Velvet and the QML Scene Graph

Published Thursday December 2nd, 2010 | by

First of all, let me start with a bit of clarification. I was at DevDays this year and met a lot of people and I came to understand that we had done a poor job naming the scene graph project. Because of name similarity, it gives the indication that it is similar to projects like Open Scene Graph, which is not the case and was never the intention. Our scene graph is a compact and small 2D scene graph for rendering QML files. So, from now on, we will refer to it as the QML Scene Graph. Its sole purpose for existence is to make QML better.

Moving on…

Animations should feel like velvet – silky smooth and pleasing. From the technical perspective this requires a few things:

  • Draw one frame for every frame the display can draw. Modern displays, such as the LCD or LED screens you are using to read this, are almost always clocked at 60Hz. It depends on the resolution (dpi) of the display of course, but some magic happens around 60Hz. If you update 2D graphics at 30Hz, you can really see every single frame as individual frames. As you get closer to 60Hz, the frames start to blend together and the eyes perceive fluid motion rather than frames and that is the key difference between velvet and sand paper.
  • Be done on time. To reach 60 Hz, you need to be done in no more than 16.66 ms. If you ever shoot above, you missed your mark. That means that while doing animations, you cannot do anything else than updating a few properties and then draw the stuff. If it takes time, it either needs to be ready beforehand, or you do the work in a background thread as described in my previous post. Until recently, I was convinced that missing the mark once now and again, would not be disastrous, but it really makes the difference between velvet and sand paper.
  • Do not draw in the middle of vertical refresh. That leads to Screen Tearing, basically chopping your nice frame in two and ruining what should be a moment of visual pleasure. The solution is to use some form of synchronization that ties you to the screen’s vertical refresh rate. Out of the box, Qt does not always help you here. On Mac OS X and on the Symbian N8, we are locked to vertical refresh and if you try to draw more often than that, the windowing system will block your rendering thread. On Linux / X11, Maemo and Windows, we are not locked and you can typically see tearing. Fortunately, there is a pretty simple solution. QGLWidget combined with QGLFormat::setSwapInterval set to 1, will enable the QGLWidget to be synchronized to vertical refresh. In the QML Scene Graph, we require OpenGL and we set the swap interval to 1 by default.
  • Advance the animation relative to the time between frames. If your object is moving at 1 pixel per millisecond, then it needs to move 16.66 pixels pr frame. If you missed a frame, then it needs to move 33.33 pixels the next one. If you always hit your 16.66ms mark, then this problem goes away, of course.

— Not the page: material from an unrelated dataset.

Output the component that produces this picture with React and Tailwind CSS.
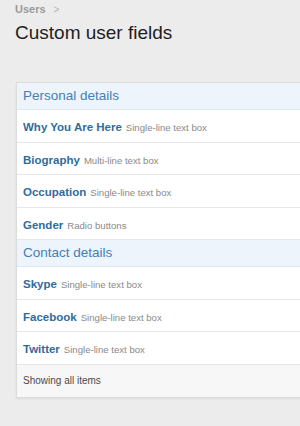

Yet with all these things in place, Qt cannot yet guarantee me velvet…

The missing ingredient is where the animation “tick” comes from. Qt’s animation framework uses a timer, which advances the animations and updates properties in all the objects. This sends off several update requests and eventually the frame gets repainted. There are two faults in this setup. Firstly the timer is started at 1000 / 60, which rounds down to 16, so it’s not 16.66 as it should have been. In addition, the timer is not accurate. It can fire at 15 or 17, and if it fires at 17, then the animation misses a frame.

This had been bothering me for a while, so while in San Francisco for DevDays, I had some “time off” to start digging. The result is that in the QML Scene Graph we drive the animations a bit differently. We do something along the lines of:

while (animationIsRunning) {
    processEvents();
    advanceAnimations();
    paintQMLScene();
    swapAndBlockForNextVSync();
}

The result is that we are always progressing the animation in sync with the vertical refresh, so once every 16.66 ms, and exactly once pr frame. I said that I was initially not convinced that missing the occational frame was that bad, but it took me ONE look at the result and I realized we finally had it. Velvet!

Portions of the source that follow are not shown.